SooJin Jung, Defense Language Institute Foreign Language Center, United States

Abstract

This study examines how duty-based adult learners of Korean construct and negotiate learner identities in an institutional setting where language study is mandated as part of professional roles. Drawing on Positioning Theory, Gee’s discourse/Discourse distinction, and Norton’s investment framework (Davies & Harré, 1990; Gee, 2011; Norton, 2013), the study analyzes multiweek reflective writings from adult learners in a Korean language program linked to occupational assignments. Using discourse-analytic coding, the analysis focuses on four domains: identity positions (self-as-competent or self-as-struggling, role conflict), investment and motivation (instrumental, integrative, resistant, reframed orientations), Discourses and ideologies (institutional performance discourses, cultural essentialism, critical awareness), and emotional and affective stances (confidence, anxiety, ambivalence, empowerment). Findings reveal persistent tensions between institutional expectations and personal agency, with investment fluctuating according to perceived relevance, modality, and opportunities for learner choice. Learners articulate diverse forms of agency—strategic use of Korean media, preference for kinesthetic and competitive activities, meticulous self-regulation, and deliberate participation—which reframe obligation as meaningful practice. Simultaneously, deficit positioning and performance pressures emerge in narratives of perfectionism, introversion, neurodiversity, and time-constrained proficiency targets, illustrating how institutional Discourses shape participation and self-understanding.
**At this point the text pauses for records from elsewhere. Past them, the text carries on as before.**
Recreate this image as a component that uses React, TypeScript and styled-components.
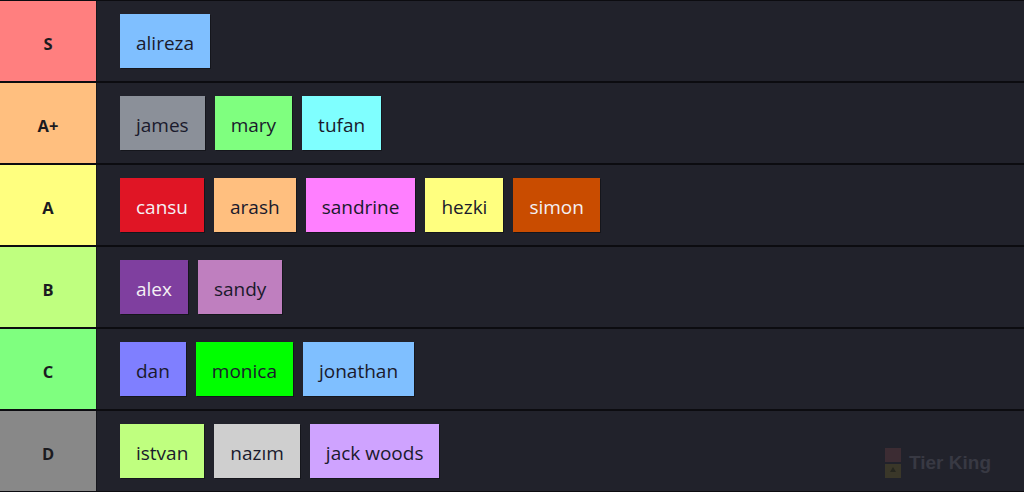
import { createGlobalStyle, styled } from 'styled-components';

const GlobalStyle = createGlobalStyle`
  html, body {
    margin: 0;
    padding: 0;
    background: #21222b;
  }
  body {
    font-family: 'Open Sans', 'Noto Sans', sans-serif;
  }
`;

const StyledBoard = styled.div`
  position: relative;
  display: flex;
  flex-direction: column;
  gap: 2px;
  width: 1024px;
  height: 492px;
  box-sizing: border-box;
  padding: 1px 0;
  background: #0c0c10;
  overflow: hidden;
`;

const StyledRow = styled.div`
  display: flex;
  height: 80px;
  background: #21222b;
`;

const StyledLabel = styled.div<{ $bg: string }>`
  display: flex;
  align-items: center;
  justify-content: center;
  width: 97px;
  flex-shrink: 0;
  padding-top: 4px;
  box-sizing: border-box;
  background: ${(p) => p.$bg};
  border-right: 1px solid #16171d;
  color: #1b1b1f;
  font-weight: 700;
  font-size: 16.5px;
`;

const StyledItems = styled.div`
  display: flex;
  align-items: center;
  gap: 10px;
  padding-left: 23px;
`;

const StyledTag = styled.div<{ $bg: string; $light?: boolean }>`
  display: flex;
  align-items: center;
  height: 54px;
  padding: 3px 16px 0;
  box-sizing: border-box;
  background: ${(p) => p.$bg};
  color: ${(p) => (p.$light ? '#f4f0f4' : '#1a1a2c')};
  font-size: 19px;
  box-shadow: 1px 1px 0 rgba(0, 0, 0, 0.35);
`;

const StyledWatermark = styled.div`
  position: absolute;
  right: 33px;
  bottom: 14px;
  display: flex;
  align-items: center;
  gap: 8px;
  color: #383943;
  font-family: 'Liberation Sans', Arial, sans-serif;
  font-weight: 700;
  font-size: 19px;
`;

interface Item {
  name: string;
  color: string;
  light?: boolean;
}

interface Tier {
  label: string;
  color: string;
  items: Item[];
}

const tiers: Tier[] = [
  { label: 'S', color: '#ff7f7f', items: [{ name: 'alireza', color: '#7fbfff' }] },
  {
    label: 'A+',
    color: '#ffbf7f',
    items: [
      { name: 'james', color: '#8b9099' },
      { name: 'mary', color: '#7fff7f' },
      { name: 'tufan', color: '#7fffff' },
    ],
  },
  {
    label: 'A',
    color: '#ffff7f',
    items: [
      { name: 'cansu', color: '#e01525', light: true },
      { name: 'arash', color: '#ffbf7f' },
      { name: 'sandrine', color: '#ff7fff' },
      { name: 'hezki', color: '#ffff7f' },
      { name: 'simon', color: '#c94c00', light: true },
    ],
  },
  {
    label: 'B',
    color: '#bfff7f',
    items: [
      { name: 'alex', color: '#7f3f9f', light: true },
      { name: 'sandy', color: '#bf7fbf' },
    ],
  },
  {
    label: 'C',
    color: '#7fff7f',
    items: [
      { name: 'dan', color: '#7f7fff' },
      { name: 'monica', color: '#00ff00' },
      { name: 'jonathan', color: '#7fbfff' },
    ],
  },
  {
    label: 'D',
    color: '#888888',
    items: [
      { name: 'istvan', color: '#bfff7f' },
      { name: 'nazım', color: '#cfcfcf' },
      { name: 'jack woods', color: '#cfa3ff' },
    ],
  },
];

const CrownMark = () => (
  <svg width="16" height="30" viewBox="0 0 16 30">
    <rect x="0" y="0" width="16" height="14" fill="#3c2c33" />
    <rect x="0" y="16" width="16" height="14" fill="#3a3729" />
    <polygon points="8,19 11,24 5,24" fill="#26261f" />
  </svg>
);

export default function App() {
  return (
    <>
      <GlobalStyle />
      <StyledBoard>
        {tiers.map((tier) => (
          <StyledRow key={tier.label}>
            <StyledLabel $bg={tier.color}>{tier.label}</StyledLabel>
            <StyledItems>
              {tier.items.map((item) => (
                <StyledTag key={item.name} $bg={item.color} $light={item.light}>
                  {item.name}
                </StyledTag>
              ))}
            </StyledItems>
          </StyledRow>
        ))}
        <StyledWatermark>
          <CrownMark />
          Tier King
        </StyledWatermark>
      </StyledBoard>
    </>
  );
}
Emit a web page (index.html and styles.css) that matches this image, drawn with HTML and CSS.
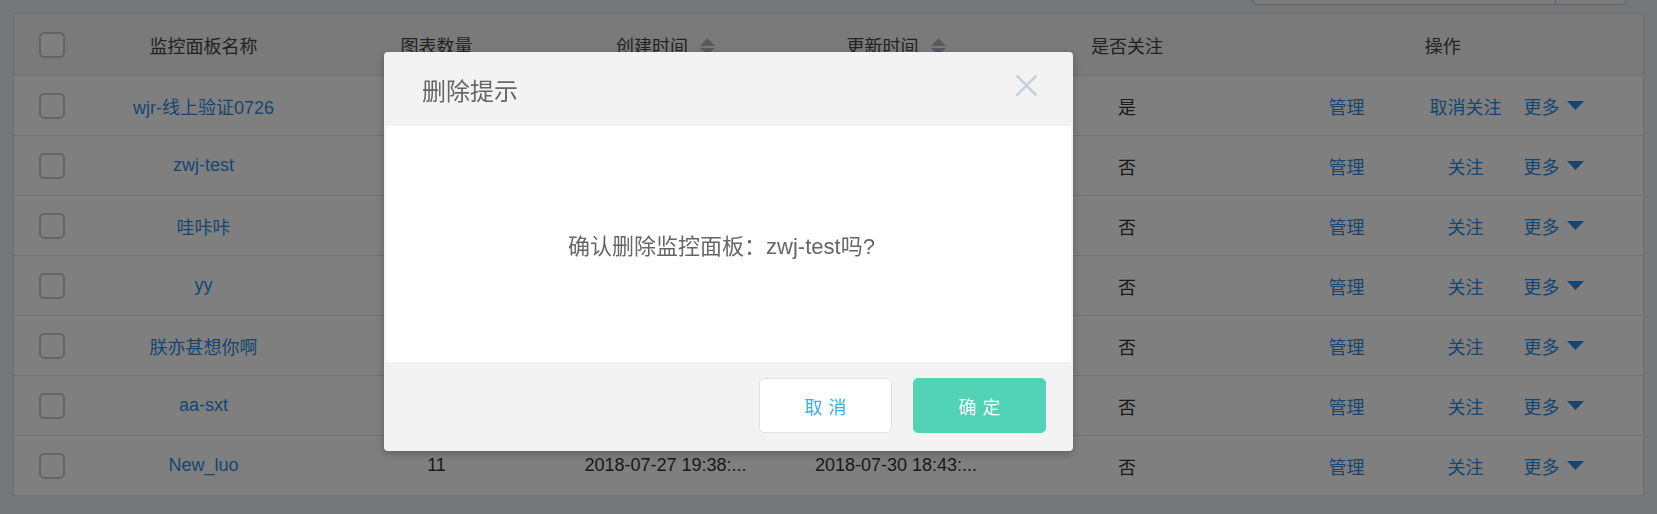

The study contributes theoretically by integrating positioning, Discourse, and investment to explain identity work under institutional constraint, and pedagogically by outlining equity-oriented, multimodal, and asset-based strategies for designing more inclusive duty-based language programs.


Paper Information

Conference: IICE2026
Stream: Foreign Languages Education & Applied Linguistics (including ESL/TESL/TEFL)

This paper is part of the IICE2026 Conference Proceedings (View)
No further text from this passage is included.